▶ Requirements
Return the lines below that carry the word "React".

▶ Provided material
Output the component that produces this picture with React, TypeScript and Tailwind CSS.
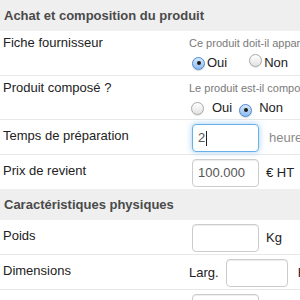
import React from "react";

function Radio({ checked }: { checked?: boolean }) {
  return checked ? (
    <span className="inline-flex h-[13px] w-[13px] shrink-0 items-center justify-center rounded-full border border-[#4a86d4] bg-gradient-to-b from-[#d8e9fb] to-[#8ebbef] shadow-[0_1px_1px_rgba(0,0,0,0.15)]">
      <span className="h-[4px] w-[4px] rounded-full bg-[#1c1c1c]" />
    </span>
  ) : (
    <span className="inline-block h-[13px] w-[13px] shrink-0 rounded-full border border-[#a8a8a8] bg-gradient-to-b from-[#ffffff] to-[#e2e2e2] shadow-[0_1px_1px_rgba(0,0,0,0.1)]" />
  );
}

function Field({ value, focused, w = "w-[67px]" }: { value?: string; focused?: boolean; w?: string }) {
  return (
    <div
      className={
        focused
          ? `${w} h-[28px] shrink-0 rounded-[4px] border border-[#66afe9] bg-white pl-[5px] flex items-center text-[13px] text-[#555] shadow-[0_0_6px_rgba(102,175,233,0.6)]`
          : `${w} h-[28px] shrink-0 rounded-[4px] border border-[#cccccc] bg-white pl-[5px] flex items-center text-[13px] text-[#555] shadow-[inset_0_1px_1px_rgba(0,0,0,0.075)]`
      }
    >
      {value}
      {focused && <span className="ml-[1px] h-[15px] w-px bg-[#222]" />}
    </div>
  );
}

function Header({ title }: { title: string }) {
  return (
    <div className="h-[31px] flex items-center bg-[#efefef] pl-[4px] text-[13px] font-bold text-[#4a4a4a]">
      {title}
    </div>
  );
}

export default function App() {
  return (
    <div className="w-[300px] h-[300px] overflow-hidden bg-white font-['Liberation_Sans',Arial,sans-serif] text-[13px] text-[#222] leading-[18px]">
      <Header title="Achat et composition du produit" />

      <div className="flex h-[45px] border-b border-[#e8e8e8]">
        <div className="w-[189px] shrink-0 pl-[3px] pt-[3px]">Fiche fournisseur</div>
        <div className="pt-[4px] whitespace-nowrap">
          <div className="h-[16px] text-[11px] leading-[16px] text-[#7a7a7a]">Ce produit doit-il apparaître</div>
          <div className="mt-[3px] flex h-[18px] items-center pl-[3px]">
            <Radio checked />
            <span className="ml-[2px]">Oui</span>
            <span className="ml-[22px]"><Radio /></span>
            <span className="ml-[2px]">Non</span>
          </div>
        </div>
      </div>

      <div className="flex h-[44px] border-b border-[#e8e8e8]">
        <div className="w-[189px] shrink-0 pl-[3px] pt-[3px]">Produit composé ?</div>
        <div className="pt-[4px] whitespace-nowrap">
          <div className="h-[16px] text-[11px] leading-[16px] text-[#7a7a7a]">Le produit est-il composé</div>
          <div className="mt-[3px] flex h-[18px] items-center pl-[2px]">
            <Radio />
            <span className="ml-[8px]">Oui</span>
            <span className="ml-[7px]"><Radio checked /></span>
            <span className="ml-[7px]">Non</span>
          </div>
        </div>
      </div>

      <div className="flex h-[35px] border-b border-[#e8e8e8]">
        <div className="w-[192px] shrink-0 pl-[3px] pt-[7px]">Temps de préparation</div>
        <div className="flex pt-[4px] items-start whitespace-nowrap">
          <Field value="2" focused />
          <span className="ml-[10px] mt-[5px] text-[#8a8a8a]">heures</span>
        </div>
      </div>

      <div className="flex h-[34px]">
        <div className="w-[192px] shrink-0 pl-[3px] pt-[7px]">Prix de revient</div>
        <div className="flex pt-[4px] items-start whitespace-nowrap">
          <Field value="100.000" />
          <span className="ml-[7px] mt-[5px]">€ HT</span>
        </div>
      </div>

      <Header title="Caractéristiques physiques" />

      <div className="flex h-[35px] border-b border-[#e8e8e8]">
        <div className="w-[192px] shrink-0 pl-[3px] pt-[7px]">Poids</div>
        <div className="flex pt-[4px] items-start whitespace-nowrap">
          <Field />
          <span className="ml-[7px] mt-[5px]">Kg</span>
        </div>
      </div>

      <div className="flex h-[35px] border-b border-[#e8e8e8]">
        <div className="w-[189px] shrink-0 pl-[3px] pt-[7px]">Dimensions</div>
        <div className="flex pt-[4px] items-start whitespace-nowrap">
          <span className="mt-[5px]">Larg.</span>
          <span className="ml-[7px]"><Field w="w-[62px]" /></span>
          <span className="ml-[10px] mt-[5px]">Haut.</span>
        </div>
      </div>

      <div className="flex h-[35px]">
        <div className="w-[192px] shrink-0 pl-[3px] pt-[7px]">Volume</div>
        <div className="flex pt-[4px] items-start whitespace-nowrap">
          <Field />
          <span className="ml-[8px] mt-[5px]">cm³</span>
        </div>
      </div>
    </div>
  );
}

▶ Result of this exercise
Output the component that produces this picture with React, TypeScript and Tailwind CSS.
import React from "react";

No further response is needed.